Mr Mulloy also says that the TPC will be putting out a revamped version of its TPC-W Web transaction processing benchmark, which is currently being tweaked and is expected to be ratified by the end of the year. The original TPC-W test showed the performance of a database clustered to Web application servers; with Version 2 of the TPC-W test, TPC is only measuring the performance of the Web application server. This mirrors what the SPECjAppServer benchmarks from the Standard Performance Evaluation do.
Ironically, many of these SPEC Java benchmarks are loosely based on the transaction workload behind the TPC-C test, even though the two testing organizations are not related in any way except for philosophy.

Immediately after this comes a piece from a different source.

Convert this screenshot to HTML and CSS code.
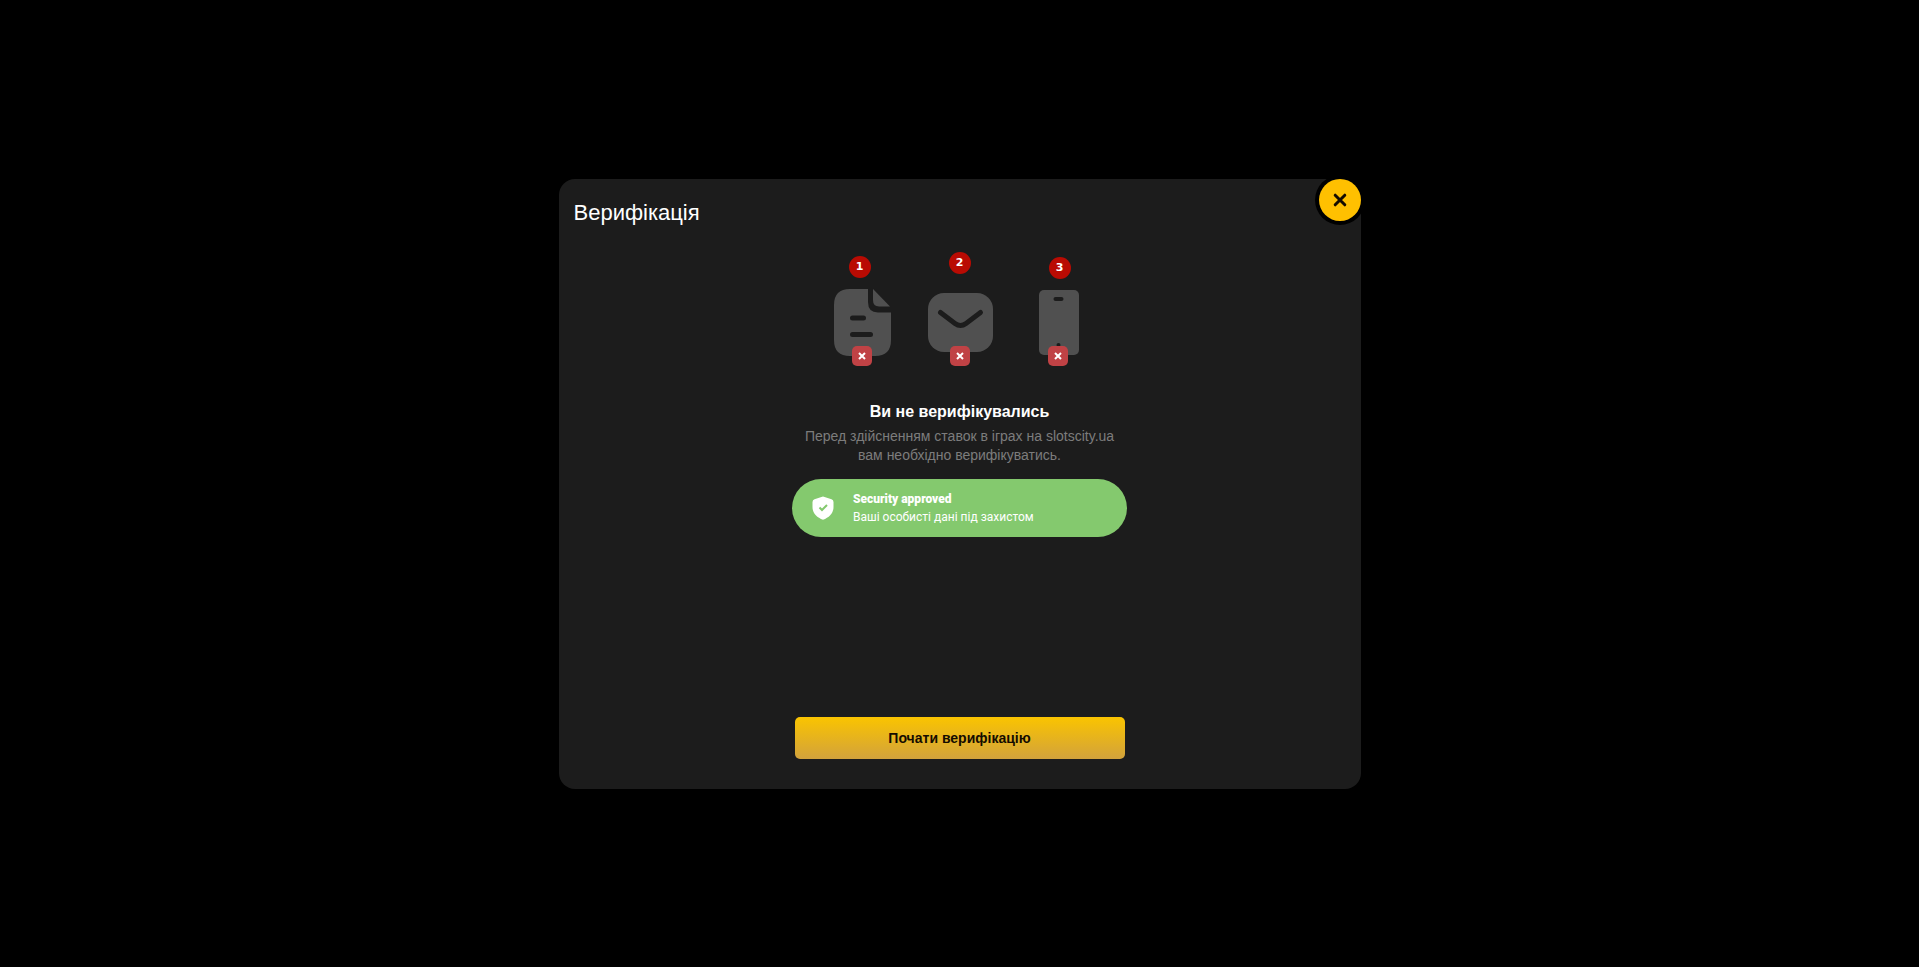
FILE: index.html
```html
<!DOCTYPE html>
<html lang="uk">

<head>
    <meta charset="UTF-8">
    <meta name="viewport" content="width=device-width, initial-scale=1.0">
    <title>Верифікація</title>
    <link rel="stylesheet" href="styles.css">
</head>

<body>
    <main class="overlay">
        <div class="modal" role="dialog" aria-labelledby="modalTitle">
            <button class="modal-close" type="button" aria-label="Закрити">
                <svg width="14" height="14" viewBox="0 0 14 14">
                    <path d="M2.2 2.2L11.8 11.8M11.8 2.2L2.2 11.8" />
                </svg>
            </button>
            <h1 class="modal-title" id="modalTitle">Верифікація</h1>

            <div class="steps">
                <div class="step">
                    <span class="step-number">1</span>
                    <svg width="100" height="88" viewBox="0 0 100 88">
                        <path class="shape" d="M40 11H58V24Q58 34.500 68 34.500H81V62Q81 78 65 78H40Q24 78 24 62V27Q24 11 40 11Z" />
                        <path class="shape" d="M63 11L80 28.500H69Q63 28.500 63 22Z" />
                        <path class="line" d="M42.500 40H53.500M42.500 56.500H60.500" />
                        <rect class="fail" x="42" y="68" width="20" height="20" rx="5" />
                        <path class="cross" d="M49 75L55 81M55 75L49 81" />
                    </svg>
                </div>
                <div class="step">
                    <span class="step-number">2</span>
                    <svg width="100" height="92" viewBox="0 0 100 92">
                        <rect class="shape" x="18" y="19" width="65" height="59" rx="16" />
                        <path class="line" d="M30.500 38.500L45 49.500Q50.500 53.500 56 49.500L70.500 38.500" />
                        <rect class="fail" x="40" y="72" width="20" height="20" rx="5" />
                        <path class="cross" d="M47 79L53 85M53 79L47 85" />
                    </svg>
                </div>
                <div class="step">
                    <span class="step-number">3</span>
                    <svg width="100" height="87" viewBox="0 0 100 87">
                        <rect class="shape" x="29" y="11" width="40" height="65" rx="5" />
                        <path class="line line-thin" d="M45.500 20H51.500" />
                        <circle class="dot" cx="48.500" cy="66" r="2" />
                        <rect class="fail" x="38" y="67" width="20" height="20" rx="5" />
                        <path class="cross" d="M45 74L51 80M51 74L45 80" />
                    </svg>
                </div>
            </div>

            <h2 class="status">Ви не верифікувались</h2>
            <p class="hint">Перед здійсненням ставок в іграх на slotscity.ua вам необхідно верифікуватись.</p>

            <div class="security">
                <svg width="22" height="24" viewBox="0 0 22 24">
                    <path class="shield" d="M11 0.500L19.500 3.200Q21.500 4 21.500 6V11C21.500 17.500 17 21.500 11 23.800C5 21.500 0.500 17.500 0.500 11V6Q0.500 4 2.500 3.200Z" />
                    <path class="check" d="M7.500 11.500L10 14L15 9" />
                </svg>
                <div>
                    <strong>Security approved</strong>
                    <p>Ваші особисті дані під захистом</p>
                </div>
            </div>

            <button class="start" type="button">Почати верифікацію</button>
        </div>
    </main>
</body>

</html>
```

FILE: styles.css
```css
* {
    box-sizing: border-box;
}

body {
    margin: 0;
    background-color: #000;
    color: #fff;
    font-family: "Liberation Sans", Arial, sans-serif;
}

h1,
h2,
p {
    margin: 0;
}

button {
    border: none;
    cursor: pointer;
}

.overlay {
    display: flex;
    align-items: center;
    justify-content: center;
    min-height: 100vh;
}

.modal {
    position: relative;
    display: flex;
    flex-direction: column;
    align-items: center;
    width: 100%;
    max-width: 802px;
    min-height: 610px;
    padding: 21px 15px 30px;
    background-color: #1c1c1c;
    border-radius: 16px;
}

.modal-close {
    position: absolute;
    top: 0;
    right: 0;
    display: flex;
    align-items: center;
    justify-content: center;
    width: 42px;
    height: 42px;
    padding: 0;
    background-color: #ffc000;
    border-radius: 50%;
    box-shadow: 0 0 0 4px #000;
}

.modal-close path {
    stroke: #150c00;
    stroke-width: 3;
    stroke-linecap: round;
}

.modal-title {
    align-self: flex-start;
    font-size: 22px;
    font-weight: normal;
    line-height: 26px;
}

.steps {
    display: flex;
    align-items: flex-end;
    margin-top: 26px;
}

.step {
    display: flex;
    flex-direction: column;
    align-items: center;
    width: 100px;
}

.step-number {
    width: 22px;
    height: 22px;
    background-color: #b90b03;
    border-radius: 50%;
    font-family: "DejaVu Sans", Verdana, sans-serif;
    font-size: 11px;
    font-weight: bold;
    line-height: 22px;
    text-align: center;
}

.shape {
    fill: #505050;
}

.line {
    fill: none;
    stroke: #1c1c1c;
    stroke-width: 5;
    stroke-linecap: round;
}

.line-thin {
    stroke-width: 4;
}

.dot {
    fill: #1c1c1c;
}

.fail {
    fill: #c04245;
}

.cross {
    stroke: #fff;
    stroke-width: 2;
}

.status {
    margin-top: 36px;
    font-size: 16px;
    line-height: 20px;
}

.hint {
    max-width: 330px;
    margin-top: 5px;
    color: #7c7c7c;
    font-size: 14px;
    line-height: 19px;
    text-align: center;
}

.security {
    display: flex;
    align-items: center;
    gap: 19px;
    width: 100%;
    max-width: 335px;
    min-height: 58px;
    margin-top: 14px;
    padding: 0 20px;
    background-color: #84c96e;
    border-radius: 29px;
    font-family: Roboto, sans-serif;
    font-size: 12px;
    line-height: 18px;
}

.security strong {
    display: block;
    font-weight: 900;
}

.shield {
    fill: #fff;
}

.check {
    fill: none;
    stroke: #84c96e;
    stroke-width: 2;
}

.start {
    width: 100%;
    max-width: 330px;
    height: 42px;
    margin-top: auto;
    background: linear-gradient(#fac400, #d2a23c);
    border-radius: 5px;
    color: #150c00;
    font-family: inherit;
    font-size: 14px;
    font-weight: bold;
}
```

The new TPC-W test includes the ability to add in Web caching servers and load balancers, which were fairly new when the TPC-W test was introduced, four years ago. The TPC-W test also introduces XML as a programming language and makes use of a different simulated e-commerce site that looks a bit like Amazon.com. Companies will be able to do a Java or .NET implementation of the TPC-W test. In the TPC-W V1 spec, the Web and database interaction was done with custom TPC code, since the test predated .NET and the widespread commercialization of Java.
In addition to these tweaks, the TPC members are working on two new benchmarks. One is called TPC-E, and it is a new online transaction processing benchmark that will simulate the transaction processing associated with online stock trading, which has rigorous transaction processing and security requirements. The initial TPC-E spec has been created by IBM, Microsoft and Sun Microsystems, and Hewlett-Packard has just joined the TPC-E committee. Unlike the TPC-C test, the ratio of users to database size is not locked in the TPC-E test.

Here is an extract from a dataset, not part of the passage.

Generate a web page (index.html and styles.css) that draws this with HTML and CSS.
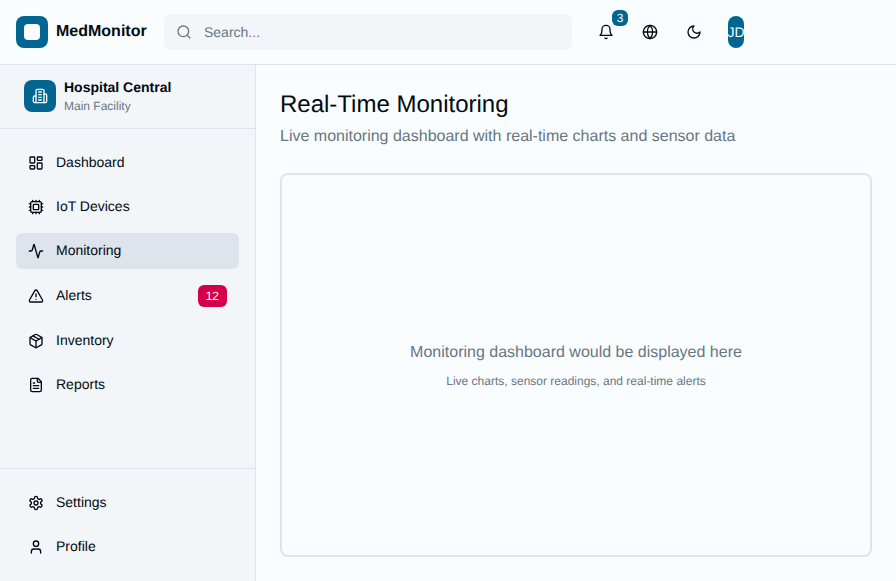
FILE: index.html
```html
<!DOCTYPE html>
<html lang="en">
<head>
<meta charset="utf-8">
<title>MedMonitor</title>
<link rel="stylesheet" href="styles.css">
</head>
<body>
<header class="topbar">
  <div class="brand"><span class="brand-mark"><span class="brand-core"></span></span><span class="brand-name">MedMonitor</span></div>
  <div class="search">
    <svg class="icon" viewBox="0 0 24 24"><circle cx="11" cy="11" r="8"/><path d="m21 21-4.3-4.3"/></svg>
    <span>Search...</span>
  </div>
  <div class="actions">
    <div class="action">
      <svg class="icon" viewBox="0 0 24 24"><path d="M6 8a6 6 0 0 1 12 0c0 7 3 9 3 9H3s3-2 3-9"/><path d="M10.3 21a1.94 1.94 0 0 0 3.4 0"/></svg>
      <span class="count">3</span>
    </div>
    <div class="action"><svg class="icon" viewBox="0 0 24 24"><circle cx="12" cy="12" r="10"/><path d="M12 2a14.5 14.5 0 0 0 0 20 14.5 14.5 0 0 0 0-20"/><path d="M2 12h20"/></svg></div>
    <div class="action"><svg class="icon" viewBox="0 0 24 24"><path d="M12 3a6 6 0 0 0 9 9 9 9 0 1 1-9-9Z"/></svg></div>
    <div class="avatar">JD</div>
  </div>
</header>
<div class="shell">
  <aside class="sidebar">
    <div class="facility">
      <span class="facility-mark"><svg class="icon" viewBox="0 0 24 24"><path d="M6 22V4a2 2 0 0 1 2-2h8a2 2 0 0 1 2 2v18Z"/><path d="M6 12H4a2 2 0 0 0-2 2v6a2 2 0 0 0 2 2h2"/><path d="M18 9h2a2 2 0 0 1 2 2v9a2 2 0 0 1-2 2h-2"/><path d="M10 6h4"/><path d="M10 10h4"/><path d="M10 14h4"/><path d="M10 18h4"/></svg></span>
      <div class="facility-text"><div class="facility-name">Hospital Central</div><div class="facility-sub">Main Facility</div></div>
    </div>
    <nav class="nav">
      <a class="item"><svg class="icon" viewBox="0 0 24 24"><rect width="7" height="9" x="3" y="3" rx="1"/><rect width="7" height="5" x="14" y="3" rx="1"/><rect width="7" height="9" x="14" y="12" rx="1"/><rect width="7" height="5" x="3" y="16" rx="1"/></svg><span class="label">Dashboard</span></a>
      <a class="item"><svg class="icon" viewBox="0 0 24 24"><path d="M12 20v2M12 2v2M17 20v2M17 2v2M2 12h2M2 17h2M2 7h2M20 12h2M20 17h2M20 7h2M7 20v2M7 2v2"/><rect x="4" y="4" width="16" height="16" rx="2"/><rect x="8" y="8" width="8" height="8" rx="1"/></svg><span class="label">IoT Devices</span></a>
      <a class="item active"><svg class="icon" viewBox="0 0 24 24"><path d="M22 12h-2.48a2 2 0 0 0-1.93 1.46l-2.35 8.36a.25.25 0 0 1-.48 0L9.24 2.18a.25.25 0 0 0-.48 0l-2.35 8.36A2 2 0 0 1 4.49 12H2"/></svg><span class="label">Monitoring</span></a>
      <a class="item"><svg class="icon" viewBox="0 0 24 24"><path d="m21.73 18-8-14a2 2 0 0 0-3.48 0l-8 14A2 2 0 0 0 4 21h16a2 2 0 0 0 1.73-3"/><path d="M12 9v4"/><path d="M12 17h.01"/></svg><span class="label">Alerts</span><span class="badge">12</span></a>
      <a class="item"><svg class="icon" viewBox="0 0 24 24"><path d="M11 21.73a2 2 0 0 0 2 0l7-4A2 2 0 0 0 21 16V8a2 2 0 0 0-1-1.73l-7-4a2 2 0 0 0-2 0l-7 4A2 2 0 0 0 3 8v8a2 2 0 0 0 1 1.73z"/><path d="M12 22V12"/><path d="M3.29 7 12 12l8.71-5"/><path d="m7.5 4.27 9 5.15"/></svg><span class="label">Inventory</span></a>
      <a class="item"><svg class="icon" viewBox="0 0 24 24"><path d="M15 2H6a2 2 0 0 0-2 2v16a2 2 0 0 0 2 2h12a2 2 0 0 0 2-2V7Z"/><path d="M14 2v4a2 2 0 0 0 2 2h4"/><path d="M10 9H8"/><path d="M16 13H8"/><path d="M16 17H8"/></svg><span class="label">Reports</span></a>
    </nav>
    <nav class="nav nav-footer">
      <a class="item"><svg class="icon" viewBox="0 0 24 24"><path d="M12.22 2h-.44a2 2 0 0 0-2 2v.18a2 2 0 0 1-1 1.73l-.43.25a2 2 0 0 1-2 0l-.15-.08a2 2 0 0 0-2.73.73l-.22.38a2 2 0 0 0 .73 2.73l.15.1a2 2 0 0 1 1 1.72v.51a2 2 0 0 1-1 1.74l-.15.09a2 2 0 0 0-.73 2.73l.22.38a2 2 0 0 0 2.73.73l.15-.08a2 2 0 0 1 2 0l.43.25a2 2 0 0 1 1 1.73V20a2 2 0 0 0 2 2h.44a2 2 0 0 0 2-2v-.18a2 2 0 0 1 1-1.73l.43-.25a2 2 0 0 1 2 0l.15.08a2 2 0 0 0 2.73-.73l.22-.39a2 2 0 0 0-.73-2.73l-.15-.08a2 2 0 0 1-1-1.74v-.5a2 2 0 0 1 1-1.74l.15-.09a2 2 0 0 0 .73-2.73l-.22-.38a2 2 0 0 0-2.73-.73l-.15.08a2 2 0 0 1-2 0l-.43-.25a2 2 0 0 1-1-1.73V4a2 2 0 0 0-2-2z"/><circle cx="12" cy="12" r="3"/></svg><span class="label">Settings</span></a>
      <a class="item"><svg class="icon" viewBox="0 0 24 24"><path d="M19 21v-2a4 4 0 0 0-4-4H9a4 4 0 0 0-4 4v2"/><circle cx="12" cy="7" r="4"/></svg><span class="label">Profile</span></a>
    </nav>
  </aside>
  <main class="content">
    <h1>Real-Time Monitoring</h1>
    <p class="lead">Live monitoring dashboard with real-time charts and sensor data</p>
    <section class="panel">
      <p class="panel-title">Monitoring dashboard would be displayed here</p>
      <p class="panel-sub">Live charts, sensor readings, and real-time alerts</p>
    </section>
  </main>
</div>
</body>
</html>
```
FILE: styles.css
```css
:root {
  --bg: #f9fdff;
  --side: #f2f6f9;
  --border: #dde5ea;
  --primary: #00658f;
  --text: #020a10;
  --muted: #69767f;
}
* { box-sizing: border-box; }
body {
  margin: 0;
  height: 100vh;
  display: flex;
  flex-direction: column;
  overflow: hidden;
  background: var(--bg);
  color: var(--text);
  font: 14px/20px "Liberation Sans", Arial, sans-serif;
  text-rendering: geometricPrecision;
}
h1, p { margin: 0; font-weight: 400; }
.icon {
  width: 16px;
  height: 16px;
  flex: none;
  display: block;
  fill: none;
  stroke: currentColor;
  stroke-width: 2;
  stroke-linecap: round;
  stroke-linejoin: round;
}
.topbar {
  height: 65px;
  flex: none;
  display: flex;
  align-items: center;
  padding: 0 16px;
  border-bottom: 1px solid var(--border);
}
.brand { width: 148px; display: flex; align-items: center; gap: 8px; flex: none; }
.brand-mark, .facility-mark {
  width: 32px;
  height: 32px;
  flex: none;
  display: flex;
  align-items: center;
  justify-content: center;
  border-radius: 8px;
  background: var(--primary);
  color: var(--bg);
}
.facility-mark { margin-bottom: 1px; }
.brand-core { width: 16px; height: 16px; border-radius: 4px; background: var(--bg); }
.brand-name { font-size: 16px; font-weight: 700; line-height: 24px; }
.search {
  width: 408px;
  height: 36px;
  flex: none;
  display: flex;
  align-items: center;
  gap: 12px;
  padding: 0 12px;
  border-radius: 6px;
  background: #f3f6f8;
  color: var(--muted);
}
.actions { display: flex; align-items: center; gap: 8px; margin-left: 16px; }
.action {
  position: relative;
  width: 36px;
  height: 36px;
  display: flex;
  align-items: center;
  justify-content: center;
}
.count {
  position: absolute;
  top: -4px;
  right: -4px;
  width: 16px;
  height: 16px;
  border-radius: 6px;
  background: var(--primary);
  color: var(--bg);
  font-size: 12px;
  line-height: 16px;
  text-align: center;
}
.avatar {
  width: 16px;
  height: 32px;
  margin-left: 8px;
  display: flex;
  align-items: center;
  justify-content: center;
  overflow: hidden;
  border-radius: 8px;
  background: var(--primary);
  color: var(--bg);
}
.shell { flex: 1; min-height: 0; display: flex; }
.sidebar {
  width: 256px;
  flex: none;
  display: flex;
  flex-direction: column;
  background: var(--side);
  border-right: 1px solid var(--border);
}
.facility {
  height: 64px;
  flex: none;
  display: flex;
  align-items: center;
  gap: 8px;
  padding: 0 24px;
  border-bottom: 1px solid var(--border);
}
.facility-text { margin-bottom: 2px; }
.facility-name { font-weight: 700; line-height: 20px; }
.facility-sub { margin-top: 1px; font-size: 12px; line-height: 16px; color: var(--muted); }
.nav { display: flex; flex-direction: column; gap: 8px; padding: 16px; }
.nav-footer { margin-top: auto; border-top: 1px solid var(--border); }
.item {
  display: flex;
  align-items: center;
  gap: 12px;
  padding: 8px 12px;
  border-radius: 6px;
}
.item.active { background: #dee4eb; }
.label { flex: 1; height: 20px; line-height: 18px; }
.badge {
  padding: 0 8px;
  height: 22px;
  border-radius: 6px;
  background: #d4004b;
  color: var(--bg);
  font-size: 12px;
  line-height: 22px;
  text-align: center;
}
.content { flex: 1; min-width: 0; display: flex; flex-direction: column; padding: 24px; }
h1 { font-size: 24px; line-height: 32px; }
.lead { margin-top: 4px; font-size: 16px; line-height: 24px; color: var(--muted); }
.panel {
  flex: 1;
  margin-top: 24px;
  display: flex;
  flex-direction: column;
  align-items: center;
  justify-content: center;
  gap: 8px;
  border: 2px solid var(--border);
  border-radius: 8px;
  color: var(--muted);
}
.panel-title { font-size: 16px; line-height: 24px; }
.panel-sub { font-size: 12px; line-height: 16px; }
```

Rather, the database scaling has been set up in the TPC-E test so that a database has to scale as more processors are added to the central database server. The disk requirements per user for the TPC-C, which seemed reasonable back in 1992, when that test was first put in the field, have in recent years meant that very powerful servers have had to have tens of terabytes of disk storage, which is impractical, compared with real-world practice.
Mr Mulloy says that the TPC wants to cut the disk requirements in half for the TPC-E test. On the TPC-C test right now, disk storage typically accounts for around half of the cost of the whole TPC-C setup, and this obviously skews the price/performance metrics and the overall cost of a system under test. The TPC-E spec is in a preliminary stage right now and is not expected to be ratified until some time in 2005.
In the decision support area, several years ago the TPC-D spec was split in two, yielding the TPC-H and TPC-R specs, because of a schism between TPC member companies over how to implement the test. Some TPC-D players were precompiling certain aspects of the tests, which let them boost their query performance. However, the main point of decision support is to do ad hoc queries, which the TPC-H test did. The TPC-R test, which allows such shenanigans, has been shunned by the industry.
The TPC members want to have a single decision support benchmark that they will all use, so they are now working on the new TPC-DS test. Mr Mulloy will not say exactly what this test will be, except that, unlike the TPC-D, TPC-H, and TPC-R tests, which had a fixed set of transactions, the TPC-DS test will have a randomized set of transactions. Whether this will prevent the kind of precompiling games that torpedoed the TPC-D and TPC-R tests is not clear. Mr Mulloy says that the TPC-DS test could be ratified in late 2005 and put into production in early 2006.